Don't get carried away either. With very few exceptions, you should not use more than one or two typefaces per item. Too many typefaces quickly starts to look junky and unplanned, and I bet most of you don't want that to happen. One trick some of us use is to work with typefaces that have a good number of weights and styles. Myriad Pro is one of my real "go-to" fonts, because it's readable at very small sizes, it can carry body text or titles, and it has light, regular, semi-bold, bold, and black faces in book, italic, and condensed. If I had to live my life with only one or two fonts (oh, the torture...), Myriad Pro would be one.

Serif vs Sans Serif
Some of you probably don't even really know what Serif and Sans-Serif means, so let me give you a quick definition. Serif fonts have serifs. What are serifs? Serifs are the little "feet" on letters. So serif fonts have feet. Those little feet help lead the eye from letter to letter and generally make text more readable. That's why you'll find the text in every novel you buy in some sort of serif font. The most used (and overused, and tired, and please do not ever use it) serif font is Times Roman.

Sans Serif fonts are fonts without feet. Sans means without in French, so it's pretty logical. Sans Serif fonts make great header fonts, but also are good to use at very small sizes because they tend to maintain their weight through the stroke, unlike serif fonts that often get thinner and fatter, thus fade out at tiny sizes. Arial is today's most common Sans Serif font and again, should be avoided in artistic design for that very reason; it's tired.

In addition there are, of course, many other font types. Decorative fonts, script fonts, display fonts, hybrid fonts (which combine elements of both serif and sans serif, a good one is Trebuchet, which this blog is using).

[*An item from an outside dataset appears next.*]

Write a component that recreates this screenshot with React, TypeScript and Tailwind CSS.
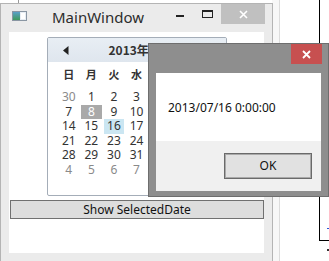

I could write books about fonts, but I won't. It's already been done. The purpose of this post is to try to get you to think about fonts as design elements and use them appropriately. If possible, it's far better to create your design's fonts in programs such as Illustrator or Photoshop where you have unlimited ability to manipulate them rather than just relying on Zazzle's fonts. Meanwhile, start thinking about the best way to incorporate text into your design, and your design into text. The right choice, manipulated the right way, is the difference between okay designs and dynamic designs that sell.

Friday, July 3, 2009

Adding a Twitter Feed

I've finally explored Twitter feed. I think if you have a twitter page, twitter feed could be a great way to bring new customers to your Zazzle store. But like everything, use it responsibly!

Here's how to set it up.

First, you have to have a Twitter page.

Next, go to Twitter Feed and sign up there. You'll need to add your twitter page first, before anything else. Then once it confirms your twitter page, you can add feeds. Just click"Create New Feed."

Once you click "Create New Feed," you'll need to name your feed, and you'll need to give Twitter a valid RSS feed URL. What is that? It's a special link that Twitter needs to automatically post your entries to Twitter. You can get your RSS feed URL by going to your main store site and looking for, then clicking on, the little orange box with the white arcs in it. It will probably be in the same box as your site URL. That will pop up a different address that you can then paste into twitter feed. Be sure to check it.

If you want, you can customize the feed to add other information, but basically, you're done. They've also got a great help feature if you get confused.

But now let's talk about whether you should use Twitter feed. And whether you should depends on how often you load designs, and how many unique designs you load vs not so unique. I tend to use a modified form of the Quick Create feature, loading maybe 5-15 different products in each of my designs at once. If I chose to do a twitter feed from my main Zazzle page, it would pop up a tweet for each of those products. Now me, I think that's too much noise and way too much like spamming. So instead, what I've elected to do is add this blog, and I will also select one particular product from each of my new designs and individually tweet it. You can either just click the "Twitter" link on the product page, or click "Share This." I prefer the latter, it seems to work faster and allows me to hand describe my product in my tweet.

Good luck, don't spam, but if you have a blog, or if you mostly produce individual items, twitter feed can be a great way to automatically get your stuff out there!

And....she's back!


I'm so sorry to have been gone so long. It's been sort of a crazy month or so. I have only seldom been able to work on my store, in fact this is one of very few new designs I've done. I've been working on a couple of book designs for Clean Run, which is mahvellous, dahlink, because it brings in big bucks. But I've missed the pure creativity of designing things just for myself (well, and for all the people I hope will buy them.

I was thrilled that Zazzle decided to not do shipping last month, let's hope they restructure the whole shipping package; right now their shipping is far too high! But thanks to their promotion, I had one of my biggest months ever in spite of not being able to give the store the attention it deserves.

I had a giggle over this design. For those of you not into dog obedience it may not make much sense. But anyone who has ever tossed an obedience dumbbell for a dog to fetch and had it go careering all over the place (into the next ring, behind you or even, in one case, hanging in a light fixture) will get this one! And this is one shirt I actually did a front and back design for. Front shown here, but there's another dumbbell on the back too. Hope you enjoy.